Nelson must have been overcome to see such a large crowd gathered waving Irish flags. He may not have understood the chant that went up though – “Oooh, Aaah, Paul McGrath’s Da”!
Much later the team bus arrived and I watched from half-way up a lamp post on College Green before we headed back. Happy days…
We set up in the men’s mess and offered a prize to anyone who could beat the reigning champion – Sgt Paley.
The 2 protagonists would set up opposite each other, straddling a bench. In order to avoid anyone cheating they had to hold each other’s hands, and with a dessert spoon held between their teeth they would take turns to bash each other on the head. The guy being hit had to put his head down to allow his opponent to strike, but this also meant he could not see what was going on while he was being struck.
In the spirit of fair play (!) the challenger would be allowed go first and so Paley would lower his head, and the guy would try and hit him as hard as he could. It was then that the challenger realised that no one can get enough leverage with a spoon held between your teeth to hurt your opponent. Much to the challenger’s surprise when he lifted his head he would see Paley rubbing his crown and gritting his teeth as though he had been seriously injured.
The challenger then lowered his head in turn, and Gerry’s assistant (Mick O’Toole), who had retrieved a soup ladle from the kitchen, would give him a fair sized “BOP” on the head. Your man at this stage would look very bemused and when Gerry lowered his head in turn the challenger would try all his might to inflict a telling blow – but knew in his heart that the spoon just moved in his mouth and no injury was inflicted. When he had received a second “Whack” from the ladle our man would cop on that there was a fix and get very upset much to the amusement of the gathered multitude who, of course, could see what was going on all the time.
So one night after the Paley challenge a second match took place which is the one pictured above. In this photo we can see my hand with the ladle coming in from the left to “bop” the guy on the head. This fellow however was not for giving up and took quite a few heavy blows before we took pity on him and declared him the winner.

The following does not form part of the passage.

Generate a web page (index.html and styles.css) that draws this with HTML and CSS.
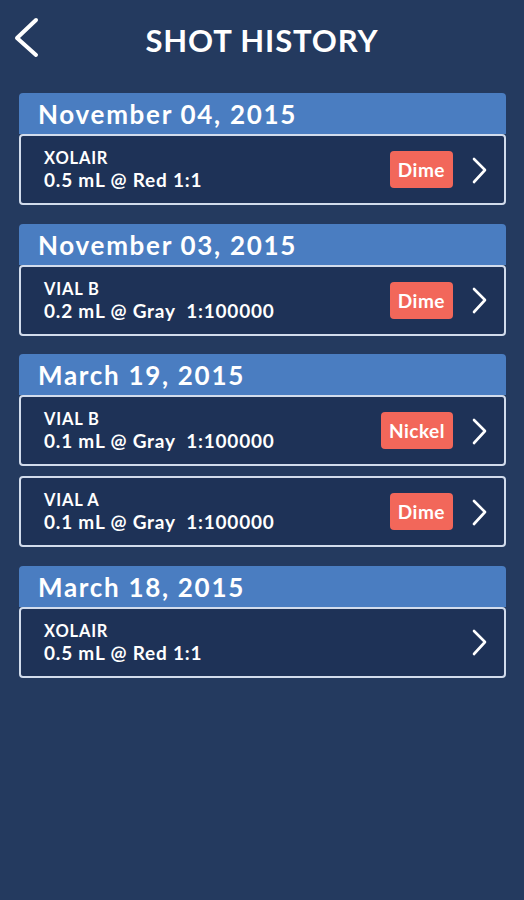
FILE: index.html
```html
<!DOCTYPE html>
<html lang="en">

<head>
    <meta charset="UTF-8">
    <meta name="viewport" content="width=device-width, initial-scale=1.0">
    <title>Shot History</title>
    <link rel="stylesheet" href="styles.css">
</head>

<body>
    <header class="topbar">
        <svg class="back" width="30" height="50" viewBox="0 0 30 50">
            <polyline points="24,8 5,26 24,43" fill="none" stroke="#fff" stroke-width="4" stroke-linecap="round" stroke-linejoin="round"/>
        </svg>
        <h1>SHOT HISTORY</h1>
    </header>

    <main class="history">
        <section class="day">
            <h2 class="day-title">November 04, 2015</h2>
            <div class="shot">
                <div class="shot-info">
                    <div class="shot-name">XOLAIR</div>
                    <div class="shot-dose">0.5 mL @ Red 1:1</div>
                </div>
                <span class="badge">Dime</span>
                <svg class="chev" width="16" height="28" viewBox="0 0 16 28"><polyline points="3,3 14,14 3,26" fill="none" stroke="#fff" stroke-width="2.6" stroke-linecap="round" stroke-linejoin="round"/></svg>
            </div>
        </section>

        <section class="day">
            <h2 class="day-title">November 03, 2015</h2>
            <div class="shot">
                <div class="shot-info">
                    <div class="shot-name">VIAL B</div>
                    <div class="shot-dose">0.2 mL @ Gray&nbsp; 1:100000</div>
                </div>
                <span class="badge">Dime</span>
                <svg class="chev" width="16" height="28" viewBox="0 0 16 28"><polyline points="3,3 14,14 3,26" fill="none" stroke="#fff" stroke-width="2.6" stroke-linecap="round" stroke-linejoin="round"/></svg>
            </div>
        </section>

        <section class="day">
            <h2 class="day-title">March 19, 2015</h2>
            <div class="shot">
                <div class="shot-info">
                    <div class="shot-name">VIAL B</div>
                    <div class="shot-dose">0.1 mL @ Gray&nbsp; 1:100000</div>
                </div>
                <span class="badge">Nickel</span>
                <svg class="chev" width="16" height="28" viewBox="0 0 16 28"><polyline points="3,3 14,14 3,26" fill="none" stroke="#fff" stroke-width="2.6" stroke-linecap="round" stroke-linejoin="round"/></svg>
            </div>
            <div class="shot">
                <div class="shot-info">
                    <div class="shot-name">VIAL A</div>
                    <div class="shot-dose">0.1 mL @ Gray&nbsp; 1:100000</div>
                </div>
                <span class="badge">Dime</span>
                <svg class="chev" width="16" height="28" viewBox="0 0 16 28"><polyline points="3,3 14,14 3,26" fill="none" stroke="#fff" stroke-width="2.6" stroke-linecap="round" stroke-linejoin="round"/></svg>
            </div>
        </section>

        <section class="day">
            <h2 class="day-title">March 18, 2015</h2>
            <div class="shot">
                <div class="shot-info">
                    <div class="shot-name">XOLAIR</div>
                    <div class="shot-dose">0.5 mL @ Red 1:1</div>
                </div>
                <svg class="chev" width="16" height="28" viewBox="0 0 16 28"><polyline points="3,3 14,14 3,26" fill="none" stroke="#fff" stroke-width="2.6" stroke-linecap="round" stroke-linejoin="round"/></svg>
            </div>
        </section>
    </main>
</body>

</html>
```

FILE: styles.css
```css
body {
    font-family: Lato, "Open Sans", sans-serif;
    margin: 0;
    padding: 0;
    background-color: #243a5f;
    color: #fff;
    height: 900px;
}

.topbar {
    position: relative;
    height: 93px;
    display: flex;
    justify-content: center;
}

.topbar h1 {
    margin: 0;
    padding-top: 22px;
    font-size: 31px;
    font-weight: 700;
    letter-spacing: 0.9px;
    line-height: 36px;
}

.back {
    position: absolute;
    left: 12px;
    top: 12px;
}

.history {
    padding: 0 18px 0 19px;
}

.day {
    margin-bottom: 18.5px;
    display: flex;
    flex-direction: column;
    gap: 10px;
}

.day-title {
    margin: 0 0 -10px 0;
    height: 41px;
    line-height: 42px;
    padding-left: 19px;
    background-color: #4a7dc1;
    border-radius: 4px 4px 0 0;
    font-size: 26px;
    font-weight: 700;
    letter-spacing: 1.7px;
}

.shot {
    height: 67px;
    display: flex;
    align-items: center;
    padding: 0 17px 0 23px;
    background-color: #1e3257;
    border: 2px solid #d2dcec;
    border-radius: 4px;
}

.shot-info {
    flex: 1;
}

.shot-name {
    font-size: 16.5px;
    font-weight: 700;
    letter-spacing: 0.8px;
    line-height: 20px;
}

.shot-dose {
    font-size: 19px;
    font-weight: 700;
    letter-spacing: 0.8px;
    line-height: 23px;
}

.badge {
    background-color: #f2675a;
    border-radius: 4px;
    padding: 0 8px;
    height: 37px;
    line-height: 37px;
    font-size: 19px;
    font-weight: 700;
    letter-spacing: 0.5px;
    margin-right: 18px;
}
```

The next morning I was the orderly sergeant when I spotted a soldier with no cap on. “Where is your beret, soldier!”, I roared to be told that it no longer fitted his head such was the size of the lump that had come up from the bashing he took the night before. We had to excuse him from the parade and hide him during morning inspection. I think the swelling had gone down enough by the next day for him to parade as normal and I don’t know if, or when, he ever found out that he was victim of a set up.
While going through various photos I have collected during recent years I found these ones of Christmas parties. Generally the drill for B Company was a field day for Christmas competitions and then back to the Hotel Pierre or the Elphin for food and drink. In later years we would sometimes repair to the Coastguard Station where, following the tradition of Roman Saturnalia, the officers would serve the men. As everybody in the FCA had once been a G1 – there being no cadet school, Sandhurst or West Point – this was no big deal!
During one of Rossa’s(?) more inspired recruiting drives, a sandbag emplacement was constructed on the top floor of Dun Laoghaire Shopping Centre. It was located just about where Santa’s Grotto used to be set up. It was probably best that any potential recruits did not have to sit on the CO’s knee during the process though.
The photos from the occasions show a visiting mairnéalach as well as Deccy in his alternate Shopping Centre security uniform. Things are so bad in Dun Laoghaire now that the security staff are dragging people INTO the centre!